■ **GIVEN REQUEST**
Scan the material and copy every line in which "components" appears.

■ **SUPPLIED MATERIAL**
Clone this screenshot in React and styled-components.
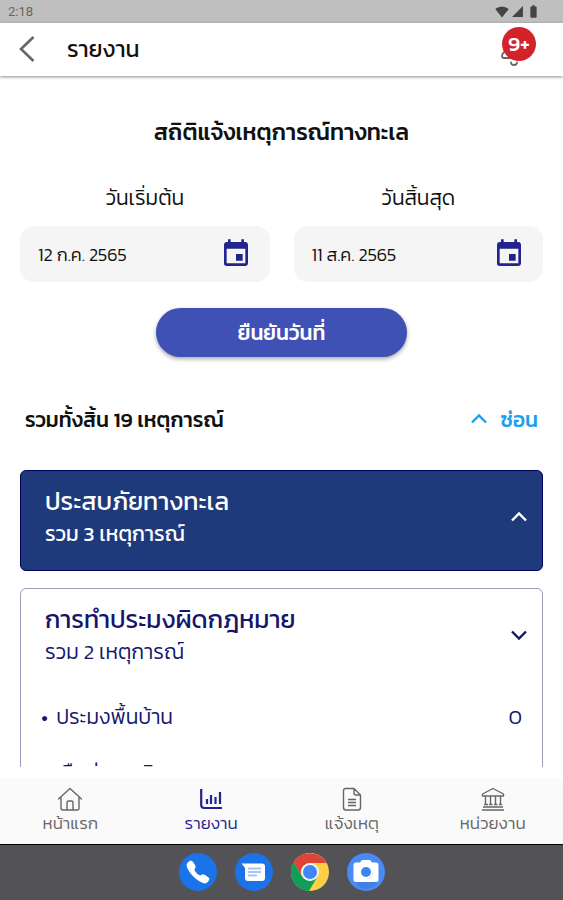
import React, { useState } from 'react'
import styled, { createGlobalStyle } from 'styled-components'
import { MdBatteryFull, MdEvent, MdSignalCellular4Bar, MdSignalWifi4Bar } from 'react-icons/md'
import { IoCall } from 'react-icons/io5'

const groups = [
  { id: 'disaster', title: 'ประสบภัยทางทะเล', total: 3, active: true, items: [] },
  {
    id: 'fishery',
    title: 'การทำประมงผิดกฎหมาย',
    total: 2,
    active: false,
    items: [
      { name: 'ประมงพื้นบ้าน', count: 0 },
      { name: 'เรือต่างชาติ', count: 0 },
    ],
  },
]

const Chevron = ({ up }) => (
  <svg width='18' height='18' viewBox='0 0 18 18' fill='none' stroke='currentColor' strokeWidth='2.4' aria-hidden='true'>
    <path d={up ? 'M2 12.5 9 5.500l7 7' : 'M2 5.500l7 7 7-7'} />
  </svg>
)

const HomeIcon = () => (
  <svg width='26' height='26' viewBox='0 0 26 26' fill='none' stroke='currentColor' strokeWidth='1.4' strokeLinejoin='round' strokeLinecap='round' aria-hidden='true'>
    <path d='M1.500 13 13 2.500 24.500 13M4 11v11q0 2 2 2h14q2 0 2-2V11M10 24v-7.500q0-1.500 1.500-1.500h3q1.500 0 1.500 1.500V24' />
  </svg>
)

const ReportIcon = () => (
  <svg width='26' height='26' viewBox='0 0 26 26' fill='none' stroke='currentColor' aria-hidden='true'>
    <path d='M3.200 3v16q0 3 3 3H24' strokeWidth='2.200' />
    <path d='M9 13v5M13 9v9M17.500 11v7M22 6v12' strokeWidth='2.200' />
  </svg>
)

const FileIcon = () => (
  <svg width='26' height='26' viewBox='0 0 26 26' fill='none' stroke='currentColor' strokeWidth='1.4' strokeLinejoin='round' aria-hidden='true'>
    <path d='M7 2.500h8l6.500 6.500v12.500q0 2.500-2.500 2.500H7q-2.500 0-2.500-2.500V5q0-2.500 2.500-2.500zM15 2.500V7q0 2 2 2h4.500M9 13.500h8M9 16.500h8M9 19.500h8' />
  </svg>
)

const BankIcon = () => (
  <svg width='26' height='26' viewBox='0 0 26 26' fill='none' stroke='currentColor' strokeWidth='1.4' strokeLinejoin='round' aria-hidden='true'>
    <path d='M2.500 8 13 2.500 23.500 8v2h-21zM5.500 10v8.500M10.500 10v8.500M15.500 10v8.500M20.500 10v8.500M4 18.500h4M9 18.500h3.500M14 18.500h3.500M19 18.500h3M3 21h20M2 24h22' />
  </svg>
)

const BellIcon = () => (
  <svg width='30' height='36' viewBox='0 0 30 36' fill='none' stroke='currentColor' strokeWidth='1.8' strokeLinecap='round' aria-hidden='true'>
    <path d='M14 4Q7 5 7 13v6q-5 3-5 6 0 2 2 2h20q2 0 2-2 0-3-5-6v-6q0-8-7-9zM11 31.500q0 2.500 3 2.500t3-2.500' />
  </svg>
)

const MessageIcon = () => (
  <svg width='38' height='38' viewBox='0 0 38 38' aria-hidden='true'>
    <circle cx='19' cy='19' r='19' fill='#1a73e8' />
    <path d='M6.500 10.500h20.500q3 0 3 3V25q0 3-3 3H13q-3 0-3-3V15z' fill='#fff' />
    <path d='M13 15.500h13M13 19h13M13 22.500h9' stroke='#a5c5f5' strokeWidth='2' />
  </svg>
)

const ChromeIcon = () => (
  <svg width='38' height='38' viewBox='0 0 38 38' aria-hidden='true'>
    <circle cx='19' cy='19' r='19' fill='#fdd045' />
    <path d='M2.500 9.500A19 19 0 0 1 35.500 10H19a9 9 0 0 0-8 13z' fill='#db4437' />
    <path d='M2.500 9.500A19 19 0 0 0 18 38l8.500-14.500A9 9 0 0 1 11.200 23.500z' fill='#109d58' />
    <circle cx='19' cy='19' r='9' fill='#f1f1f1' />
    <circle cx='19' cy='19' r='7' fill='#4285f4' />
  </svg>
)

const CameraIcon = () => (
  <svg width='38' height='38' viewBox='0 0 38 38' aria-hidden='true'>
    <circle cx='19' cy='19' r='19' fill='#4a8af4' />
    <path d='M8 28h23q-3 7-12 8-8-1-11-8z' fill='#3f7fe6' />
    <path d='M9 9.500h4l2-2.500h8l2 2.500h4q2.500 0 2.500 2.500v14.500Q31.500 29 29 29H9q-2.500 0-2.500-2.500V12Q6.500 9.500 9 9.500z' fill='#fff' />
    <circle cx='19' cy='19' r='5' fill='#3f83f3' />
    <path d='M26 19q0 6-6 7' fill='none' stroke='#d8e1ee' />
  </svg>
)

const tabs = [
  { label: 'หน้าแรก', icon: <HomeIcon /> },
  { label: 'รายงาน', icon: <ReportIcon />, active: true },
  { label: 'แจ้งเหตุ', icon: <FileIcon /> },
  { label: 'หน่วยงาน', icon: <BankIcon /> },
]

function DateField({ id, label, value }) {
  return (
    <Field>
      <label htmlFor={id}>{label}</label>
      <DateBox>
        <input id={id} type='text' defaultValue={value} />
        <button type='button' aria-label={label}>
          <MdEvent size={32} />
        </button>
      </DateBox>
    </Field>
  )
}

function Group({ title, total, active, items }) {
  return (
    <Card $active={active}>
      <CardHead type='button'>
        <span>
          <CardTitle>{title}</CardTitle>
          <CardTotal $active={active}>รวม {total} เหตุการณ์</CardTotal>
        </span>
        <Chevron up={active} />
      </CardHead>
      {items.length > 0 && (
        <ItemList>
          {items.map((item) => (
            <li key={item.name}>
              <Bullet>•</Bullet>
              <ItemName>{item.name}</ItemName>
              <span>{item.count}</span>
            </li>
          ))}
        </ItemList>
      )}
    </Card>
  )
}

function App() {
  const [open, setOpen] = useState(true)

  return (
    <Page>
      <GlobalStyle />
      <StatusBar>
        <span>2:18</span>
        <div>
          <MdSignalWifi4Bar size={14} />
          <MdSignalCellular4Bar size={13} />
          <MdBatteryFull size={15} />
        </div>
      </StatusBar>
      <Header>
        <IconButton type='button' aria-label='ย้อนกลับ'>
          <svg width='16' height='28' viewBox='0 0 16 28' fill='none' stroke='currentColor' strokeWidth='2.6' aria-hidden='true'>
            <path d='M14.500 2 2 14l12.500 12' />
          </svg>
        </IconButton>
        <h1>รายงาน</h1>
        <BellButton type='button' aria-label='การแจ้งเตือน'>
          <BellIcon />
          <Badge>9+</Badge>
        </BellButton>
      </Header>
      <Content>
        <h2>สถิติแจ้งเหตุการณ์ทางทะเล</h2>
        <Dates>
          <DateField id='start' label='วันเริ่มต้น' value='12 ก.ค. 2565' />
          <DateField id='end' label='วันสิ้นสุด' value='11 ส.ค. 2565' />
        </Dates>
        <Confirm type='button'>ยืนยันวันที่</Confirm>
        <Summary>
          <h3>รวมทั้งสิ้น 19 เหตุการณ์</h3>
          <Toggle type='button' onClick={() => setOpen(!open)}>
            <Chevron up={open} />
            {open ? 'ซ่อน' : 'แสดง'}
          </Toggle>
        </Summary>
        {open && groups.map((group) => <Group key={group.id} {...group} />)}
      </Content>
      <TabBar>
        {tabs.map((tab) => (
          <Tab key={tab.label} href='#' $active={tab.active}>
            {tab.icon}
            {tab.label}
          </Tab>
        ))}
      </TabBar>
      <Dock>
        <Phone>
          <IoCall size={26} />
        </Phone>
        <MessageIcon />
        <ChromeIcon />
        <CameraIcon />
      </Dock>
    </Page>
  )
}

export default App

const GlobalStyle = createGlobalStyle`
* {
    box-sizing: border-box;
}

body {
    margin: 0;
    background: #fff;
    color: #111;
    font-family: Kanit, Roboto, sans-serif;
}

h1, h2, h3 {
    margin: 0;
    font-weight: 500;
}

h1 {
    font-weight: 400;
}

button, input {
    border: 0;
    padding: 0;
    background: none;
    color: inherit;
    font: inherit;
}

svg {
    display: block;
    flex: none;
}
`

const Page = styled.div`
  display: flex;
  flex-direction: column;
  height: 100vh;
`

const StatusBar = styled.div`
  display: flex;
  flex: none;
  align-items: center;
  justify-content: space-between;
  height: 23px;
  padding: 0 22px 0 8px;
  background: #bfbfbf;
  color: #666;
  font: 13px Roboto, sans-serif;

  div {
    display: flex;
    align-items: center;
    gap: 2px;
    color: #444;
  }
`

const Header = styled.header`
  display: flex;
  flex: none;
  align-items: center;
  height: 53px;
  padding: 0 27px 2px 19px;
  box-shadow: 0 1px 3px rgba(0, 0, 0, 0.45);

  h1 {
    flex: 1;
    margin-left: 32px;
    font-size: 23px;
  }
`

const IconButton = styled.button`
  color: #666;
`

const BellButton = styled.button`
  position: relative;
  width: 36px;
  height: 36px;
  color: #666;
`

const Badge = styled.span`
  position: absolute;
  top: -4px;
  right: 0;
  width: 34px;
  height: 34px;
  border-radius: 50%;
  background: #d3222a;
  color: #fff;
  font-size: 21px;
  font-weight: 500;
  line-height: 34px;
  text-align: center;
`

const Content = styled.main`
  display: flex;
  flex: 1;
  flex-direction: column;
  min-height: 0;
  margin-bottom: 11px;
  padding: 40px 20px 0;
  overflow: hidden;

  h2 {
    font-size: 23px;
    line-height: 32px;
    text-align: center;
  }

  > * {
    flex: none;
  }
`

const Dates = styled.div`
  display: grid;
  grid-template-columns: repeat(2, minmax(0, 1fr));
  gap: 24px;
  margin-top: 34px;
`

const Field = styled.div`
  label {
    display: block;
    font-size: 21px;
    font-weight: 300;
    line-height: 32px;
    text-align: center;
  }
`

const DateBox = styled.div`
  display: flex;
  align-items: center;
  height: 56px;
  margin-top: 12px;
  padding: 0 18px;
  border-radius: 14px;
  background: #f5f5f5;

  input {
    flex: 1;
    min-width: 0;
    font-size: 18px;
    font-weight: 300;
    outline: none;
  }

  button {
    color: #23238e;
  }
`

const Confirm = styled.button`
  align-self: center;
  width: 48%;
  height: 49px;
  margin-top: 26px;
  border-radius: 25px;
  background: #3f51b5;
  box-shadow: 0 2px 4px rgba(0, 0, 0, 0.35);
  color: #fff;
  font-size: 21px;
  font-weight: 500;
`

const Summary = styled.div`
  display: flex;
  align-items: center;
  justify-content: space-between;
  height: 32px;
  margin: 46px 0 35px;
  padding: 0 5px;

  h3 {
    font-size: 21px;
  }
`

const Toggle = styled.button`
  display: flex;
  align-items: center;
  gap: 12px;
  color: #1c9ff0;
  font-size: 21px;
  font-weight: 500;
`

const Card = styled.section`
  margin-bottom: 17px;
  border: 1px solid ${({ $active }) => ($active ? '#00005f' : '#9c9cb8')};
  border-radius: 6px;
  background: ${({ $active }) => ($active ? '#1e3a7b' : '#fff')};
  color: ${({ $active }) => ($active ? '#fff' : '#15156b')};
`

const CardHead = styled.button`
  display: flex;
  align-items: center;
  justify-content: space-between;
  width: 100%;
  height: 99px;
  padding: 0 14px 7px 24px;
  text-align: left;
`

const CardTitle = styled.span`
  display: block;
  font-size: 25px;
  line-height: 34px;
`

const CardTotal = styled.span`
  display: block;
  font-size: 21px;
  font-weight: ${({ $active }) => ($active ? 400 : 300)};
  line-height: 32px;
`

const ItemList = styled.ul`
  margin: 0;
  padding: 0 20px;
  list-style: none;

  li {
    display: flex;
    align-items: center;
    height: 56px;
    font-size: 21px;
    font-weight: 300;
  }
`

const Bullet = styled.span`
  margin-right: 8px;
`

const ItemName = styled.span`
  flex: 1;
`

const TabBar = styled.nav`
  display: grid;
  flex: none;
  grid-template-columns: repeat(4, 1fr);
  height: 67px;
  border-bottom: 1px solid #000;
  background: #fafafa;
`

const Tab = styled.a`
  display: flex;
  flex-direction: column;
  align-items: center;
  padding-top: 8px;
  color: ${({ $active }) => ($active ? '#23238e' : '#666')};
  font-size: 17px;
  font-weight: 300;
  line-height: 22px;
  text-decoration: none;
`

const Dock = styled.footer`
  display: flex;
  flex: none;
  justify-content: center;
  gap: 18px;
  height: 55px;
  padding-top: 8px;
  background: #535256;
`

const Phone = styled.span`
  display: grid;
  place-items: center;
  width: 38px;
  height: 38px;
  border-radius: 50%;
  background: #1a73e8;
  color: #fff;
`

■ **EXERCISE RESPONSE**
Clone this screenshot in React and styled-components.
import styled, { createGlobalStyle } from 'styled-components'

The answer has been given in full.